Social, cultural and religious factors are largely responsible for the marginalisation of women in politics in Nigeria, particularly in the Muslim-dominated part of the country where politics is seen as men’s exclusive preserve.

Nigerian politics is capital intensive as it requires spending large amounts of money to organise and mobilise support to win an election. In Nigeria, female candidates rarely receive sponsorship from donors.

Women in Nigeria are not as economically empowered as men. In most communities women are economically dependent on their husbands who control family income. Even where women are allowed to engage in money-making ventures, their husbands control the purse. Mairo Usman, a politician in northern Nigeria’s Kano city, said women’s weak economic base contributes to their political domination by men.

“Women in Nigeria have far less money than men and even in politics there is a wide economic disparity between women and men, which gives men competitive political advantage over women because they are the ones with money to throw around and win votes,” Usman said.

“Those among us that aspire to political office need the financial support of men who usually prefer supporting their fellow men due to prevalent male chauvinism that runs through the veins of our men,” she said.

Politicking is time-consuming with politicians travelling far and wide and often staying overnight in hotels far from their homes during political rallies. Such political rallies are often rowdy and at times violent with political thugs taking centre-stage, hurling insults and brandishing assortments of locally made weapons. Given such scenarios, women politicians are generally seen as promiscuous in a society that believes women’s role should be confined to domestic management.
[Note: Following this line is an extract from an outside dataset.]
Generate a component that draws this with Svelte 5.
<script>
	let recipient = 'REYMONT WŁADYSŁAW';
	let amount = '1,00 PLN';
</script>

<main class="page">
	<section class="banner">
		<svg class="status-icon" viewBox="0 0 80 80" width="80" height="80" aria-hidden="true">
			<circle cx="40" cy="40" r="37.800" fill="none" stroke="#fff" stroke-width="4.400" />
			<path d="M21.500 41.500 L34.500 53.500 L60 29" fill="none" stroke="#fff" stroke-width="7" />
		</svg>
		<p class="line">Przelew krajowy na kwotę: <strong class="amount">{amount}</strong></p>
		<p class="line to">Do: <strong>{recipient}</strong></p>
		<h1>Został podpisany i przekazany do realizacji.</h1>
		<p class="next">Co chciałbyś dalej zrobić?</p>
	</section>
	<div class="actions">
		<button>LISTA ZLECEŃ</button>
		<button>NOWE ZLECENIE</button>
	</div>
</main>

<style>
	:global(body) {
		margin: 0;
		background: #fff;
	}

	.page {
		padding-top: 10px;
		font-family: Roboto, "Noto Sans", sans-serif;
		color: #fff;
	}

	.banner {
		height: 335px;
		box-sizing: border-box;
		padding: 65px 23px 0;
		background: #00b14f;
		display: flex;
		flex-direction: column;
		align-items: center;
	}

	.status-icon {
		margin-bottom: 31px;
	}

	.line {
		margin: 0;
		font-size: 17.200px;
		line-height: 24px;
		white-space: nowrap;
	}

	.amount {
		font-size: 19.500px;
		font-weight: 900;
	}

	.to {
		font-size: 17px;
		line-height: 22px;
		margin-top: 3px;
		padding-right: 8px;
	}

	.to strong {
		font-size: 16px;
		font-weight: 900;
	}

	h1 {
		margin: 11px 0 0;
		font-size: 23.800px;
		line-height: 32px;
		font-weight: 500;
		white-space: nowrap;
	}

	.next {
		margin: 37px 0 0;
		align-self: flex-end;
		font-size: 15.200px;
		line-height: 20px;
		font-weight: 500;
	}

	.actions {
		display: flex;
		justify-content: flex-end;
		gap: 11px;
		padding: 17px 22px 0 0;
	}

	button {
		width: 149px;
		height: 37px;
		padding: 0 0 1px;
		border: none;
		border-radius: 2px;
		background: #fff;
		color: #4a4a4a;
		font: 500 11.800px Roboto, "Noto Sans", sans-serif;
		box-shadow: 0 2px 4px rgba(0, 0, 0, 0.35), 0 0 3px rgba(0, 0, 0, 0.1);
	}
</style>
“We are seen largely as lose women because we are politicians who, by the nature of politics, stay out late at night attending political meetings and rallies and sometimes sleep in hotels far away from our homes,” Jari told IPS.

“Politics involve intermingling between men and women and our culture and religion strongly abhor mixing between the two sexes which is viewed as indication of lewdness,” she added.
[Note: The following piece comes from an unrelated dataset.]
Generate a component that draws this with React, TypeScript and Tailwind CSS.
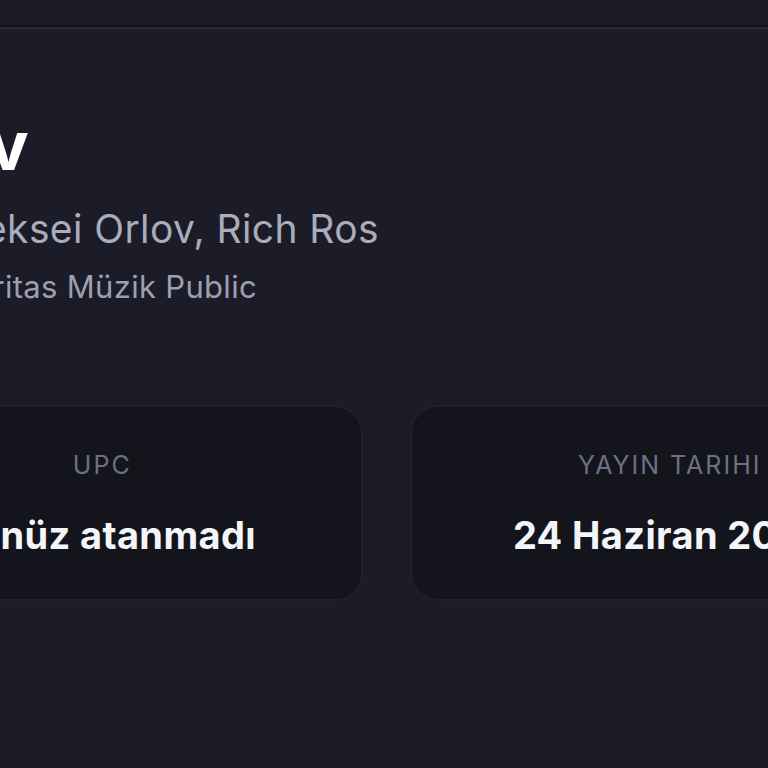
import React from "react";

const font = { fontFamily: "Inter, 'Noto Sans', sans-serif" };

export default function App() {
  return (
    <div
      className="min-h-screen w-full overflow-hidden bg-[#1b1c27] font-['Inter','Noto_Sans',sans-serif]"
      style={font}
    >
      <header className="h-[27px] bg-[#1a1a22] border-b-[2px] border-[#121218]" />
      <div className="h-[2px] bg-[#2a2b34]" />
      <div className="h-[2px] bg-[#1d1e29]" />

      <main className="flex flex-col">
        <section className="flex flex-col pt-[78px]">
          <div className="flex w-[28px] justify-end">
            <h1 className="whitespace-nowrap text-[68px] font-bold leading-[72px] tracking-[-0.01em] text-white">
              Orlov
            </h1>
          </div>
          <div className="mt-[24px] flex w-[379px] justify-end">
            <p className="whitespace-nowrap text-[39px] leading-[48px] tracking-[0.01em] text-[#aaacbd]">
              Aleksei Orlov, Rich Ros
            </p>
          </div>
          <div className="mt-[14px] flex w-[257px] justify-end">
            <p className="whitespace-nowrap text-[31px] leading-[40px] tracking-[0.01em] text-[#9d9fb1]">
              Veritas Müzik Public
            </p>
          </div>
        </section>

        <div className="ml-[-158px] mt-[98px] grid w-[1088px] grid-cols-2 gap-[47px]">
          <div className="flex h-[196px] flex-col items-center justify-center rounded-[28px] border-2 border-[#1f202a] bg-[#13141c]">
            <span className="text-[25px] uppercase leading-[32px] tracking-[0.08em] text-[#6d7082]">
              UPC
            </span>
            <span className="mt-[32px] whitespace-nowrap text-[38px] font-bold leading-[44px] tracking-[0.01em] text-[#f4f5f9]">
              Henüz atanmadı
            </span>
          </div>
          <div className="flex h-[196px] flex-col items-center justify-center rounded-[28px] border-2 border-[#1f202a] bg-[#13141c]">
            <span className="text-[25px] uppercase leading-[32px] tracking-[0.08em] text-[#6d7082]">
              YAYIN TARIHI
            </span>
            <span className="mt-[32px] whitespace-nowrap text-[38px] font-bold leading-[44px] tracking-[0.01em] text-[#f4f5f9]">
              24 Haziran 2025
            </span>
          </div>
        </div>
      </main>
    </div>
  );
}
Aisha Suleiman, a Kano resident, was initially reluctant to join partisan politics due to the stigma associated with it. She said the unwholesome attitude of some female political supporters, which portray women politicians as “uncultured” and “ruffians” put her off from entering politics.

“The way women political supporters hurl abusive and violent language, take drugs such as hemp and other stimulants during political rallies give them an air of irresponsibility,” Suleiman said.

The desire to make a difference and change the negative public perception of women politicians eventually changed Suleiman’s mind and she entered the political arena.

“If we all stay away and allow such uncultured women to continue exhibiting their uncouth attitude in politics, we will never be taken seriously,” the 25-year-old Suleiman said.

Mohammed Ali Mashi, head of rights organisation General Improvement of Persons Initiatives (GIOPIN), said tradition and distorted religious dogma play a significant role in women’s political marginalisation.

Hard line Muslim clerics mount campaigns on the pulpit and on radio denouncing women’s political participation as being against the tenets of Islam. Mashi faulted such radical clerics, arguing that their views do not represent true position of Islam.

Mashi believes women are gradually defying such notions and venturing into politics and contesting elective offices due to sustained public enlightenment campaigns. He, however, said more campaigns have to be intensified to minimise the wide political margin between men and women.

“Since Islam encourages women to seek an education, I see no reason why society should deprive women political equality with men because they also have the right to contribute to nation building as men,” Mashi said.

Measures to change the trend

Gender-based NGOs like WRAPA have mounted rigorous sensitisation campaigns to erase the promiscuity stigma attached to female participation in politics. “We are all out to disabuse the minds of the public of the popularly-held belief that women politicians are flirtatious simply because they mingle with men and attend meetings in hotels and sleep there when the need arises,” said Musa.

“We wonder why the society doesn’t see men politicians that sleep at hotels for (political) meetings and rallies as immoral. Why women? It is very disheartening,” she lamented.